Mental health is as difficult to deal with as it is to treat. One of the hardest across the board is PTSD. Many prescription medications can actually make PTSD worse, strengthen the symptoms, or can lead to unforeseen dependencies. Which is why Australia has decided to be the first country to approve the use of psilocybin, better known as Magic Mushrooms, and MDMA (3,4-methylenedioxy-methamphetamine). Specifically for the treatment of PTSD and depression.
“There is some compelling research, the evidence is growing, and psychedelic-assisted therapy may offer hope to a small number of patients where other treatments have been attempted without lasting success.” Professor Richard Harvey, Chair of the The Royal Australian and New Zealand College of Psychiatrists’ (RANZCP’s) Psychedelic-Assisted Therapy Steering Group, said.

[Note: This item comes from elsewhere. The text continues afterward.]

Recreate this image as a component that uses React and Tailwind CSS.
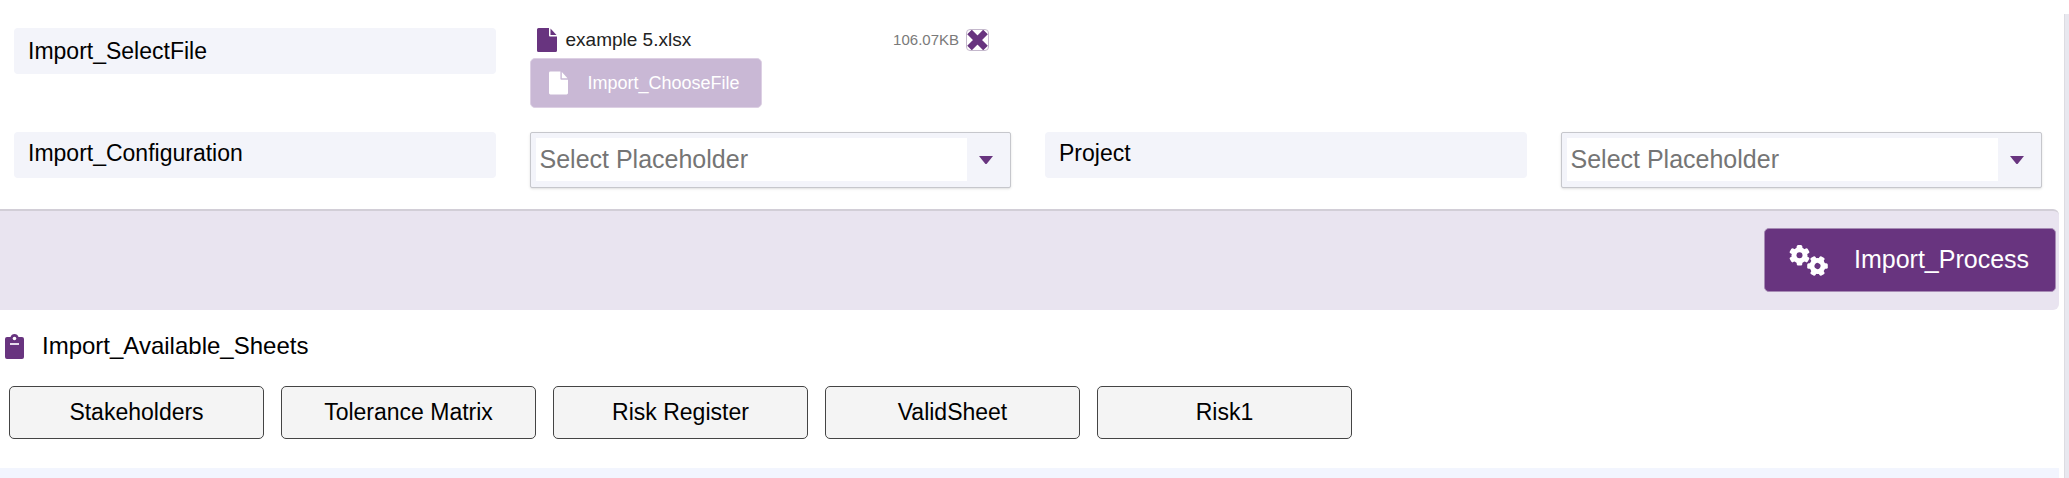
import React from "react";

const sheets = [
  "Stakeholders",
  "Tolerance Matrix",
  "Risk Register",
  "ValidSheet",
  "Risk1",
];

function FileIcon({ className }) {
  return (
    <svg className={className} viewBox="0 0 20 24" aria-hidden="true">
      <path
        fill="currentColor"
        d="M1.500 0H12v7.500a1 1 0 0 0 1 1h7v14a1.500 1.500 0 0 1-1.500 1.500h-17a1.500 1.500 0 0 1-1.500-1.500v-21a1.500 1.500 0 0 1 1.500-1.500z"
      />
      <path fill="currentColor" d="M13.500 0.500L19.500 7H13.500z" />
    </svg>
  );
}

function ClipboardIcon() {
  return (
    <svg className="w-[19px] h-[25px]" viewBox="0 0 19 25" aria-hidden="true">
      <path
        fill="#68347f"
        d="M2 3h3.500a4.200 4.200 0 0 1 8 0H17a2 2 0 0 1 2 2v18a2 2 0 0 1-2 2H2a2 2 0 0 1-2-2V5a2 2 0 0 1 2-2z"
      />
      <circle cx="9.500" cy="4.500" r="1.800" fill="#fff" />
      <path stroke="#e6dcec" strokeWidth="2" d="M5 10h9" />
    </svg>
  );
}

function Gear({ x, y, turn }) {
  return (
    <g transform={`translate(${x} ${y}) rotate(${turn})`}>
      {[0, 60, 120].map((angle) => (
        <rect
          key={angle}
          x="-2.800"
          y="-10.300"
          width="5.600"
          height="20.600"
          rx="1.500"
          transform={`rotate(${angle})`}
        />
      ))}
      <circle r="8" />
      <circle r="3" fill="#68347f" />
    </g>
  );
}

function GearsIcon() {
  return (
    <svg
      className="w-[39px] h-[31px]"
      viewBox="0 0 39 31"
      fill="#fff"
      aria-hidden="true"
    >
      <Gear x={10.5} y={10.3} turn={0} />
      <Gear x={28.5} y={21} turn={30} />
    </svg>
  );
}

function Label({ htmlFor, className, children }) {
  return (
    <label
      htmlFor={htmlFor}
      className={`block h-[46px] rounded-sm bg-[#f3f4fa] px-[14px] text-[23px] ${className}`}
    >
      {children}
    </label>
  );
}

function Combo({ id }) {
  return (
    <div className="flex h-[56px] rounded-xs border border-[#c6c7cc] bg-[#f3f4fa] py-[5px] pl-[5px] shadow-sm">
      <input
        id={id}
        type="text"
        placeholder="Select Placeholder"
        className="h-[43px] min-w-0 flex-1 bg-white px-1 text-[25px] placeholder:text-[#757575] outline-none"
      />
      <button
        type="button"
        aria-label="Open list"
        className="flex w-[43px] items-center justify-center pr-[6px]"
      >
        <svg className="w-[14px] h-[8px]" viewBox="0 0 14 8">
          <path fill="#68347f" d="M0 0H14L8 7.500Q7 8.500 6 7.500Z" />
        </svg>
      </button>
    </div>
  );
}

export default function App() {
  return (
    <div className="flex min-h-screen bg-white font-['Liberation_Sans',Arial,sans-serif] text-black">
      <main className="flex min-w-0 flex-1 flex-col pr-[5px]">
        <div className="grid grid-cols-4 gap-x-[34px] gap-y-6 pt-7 pb-[21px] pl-[14px] pr-[17px]">
          <Label htmlFor="file" className="leading-[47px]">
            Import_SelectFile
          </Label>
          <div>
            <div className="flex h-[24px] items-center pl-[7px] pr-[22px]">
              <FileIcon className="w-[20px] h-[24px] text-[#68347f]" />
              <span className="ml-[9px] flex-1 text-[19px] leading-6 text-[#222]">
                example 5.xlsx
              </span>
              <span className="text-[15px] text-[#7a7a7a]">106.07KB</span>
              <button
                type="button"
                aria-label="Remove file"
                className="ml-[7px] flex h-[22px] w-[23px] items-center justify-center rounded-sm border border-[#c4b8cc]"
              >
                <svg className="w-[21px] h-[20px] shrink-0" viewBox="0 0 21 20">
                  <path
                    stroke="#68347f"
                    strokeWidth="6.500"
                    d="M2.500 2L18.500 18M18.500 2L2.500 18"
                  />
                </svg>
              </button>
            </div>
            <button
              id="file"
              type="button"
              disabled
              className="mt-[6px] flex h-[50px] w-[232px] items-center rounded-[5px] border border-[#ddd0e4] bg-[#c9b8d5] pl-[18px] text-[18px] text-white"
            >
              <FileIcon className="mr-[20px] w-[19px] h-[24px]" />
              Import_ChooseFile
            </button>
          </div>
          <div className="col-span-2" />
          <Label htmlFor="configuration" className="leading-[43px]">
            Import_Configuration
          </Label>
          <Combo id="configuration" />
          <Label htmlFor="project" className="leading-[43px]">
            Project
          </Label>
          <Combo id="project" />
        </div>

        <div className="flex h-[101px] items-start justify-end rounded-r-md border-t-2 border-[#d2ced7] bg-[#e9e4f0] pt-[17px] pr-[3px]">
          <button
            type="button"
            className="flex h-[64px] w-[292px] items-center rounded-[5px] border border-[#a78bb5] bg-[#68347f] pl-6 text-[25px] text-white"
          >
            <GearsIcon />
            <span className="ml-[26px]">Import_Process</span>
          </button>
        </div>

        <h2 className="mt-5 flex items-center gap-[18px] pl-[5px] text-[24px] leading-[32px]">
          <ClipboardIcon />
          Import_Available_Sheets
        </h2>

        <div className="mt-6 mb-[29px] flex flex-wrap gap-[17px] pl-[9px]">
          {sheets.map((sheet) => (
            <button
              key={sheet}
              type="button"
              className="h-[53px] w-[255px] rounded-[5px] border border-[#444] bg-[#f4f4f4] text-[23px]"
            >
              {sheet}
            </button>
          ))}
        </div>

        <div className="min-h-[10px] flex-1 bg-[#f2f5fe]" />
      </main>
      <div className="mt-[14px] w-[5px] border-l border-[#dcdce2] bg-[#e8e8ef]" />
    </div>
  );
}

It’s not as though this suddenly means that you can get mushrooms from a pharmacy. Given the strength of these substances, their control is extreme. And like any drug-assisted therapy, it will be meted out accordingly, nor is it being treated as a miracle cure.
“But psychedelic-assisted therapy is not a miracle cure that promises rapid recovery. People, and potentially very vulnerable people, can understandably feel distressed or let down if their experience does not match their expectations of this therapy,” Harvey continued. So even though this treatment has been given the green light, it’s being very carefully and closely watched.
In fact, psilocybin and MDMA are still marked as schedule 9 drugs. Which, in Australia, means a prohibited substance. Most other countries are still in clinical trials with these substances, Australia will be the first to move into very small regulation for the treatment of debilitating mental afflictions.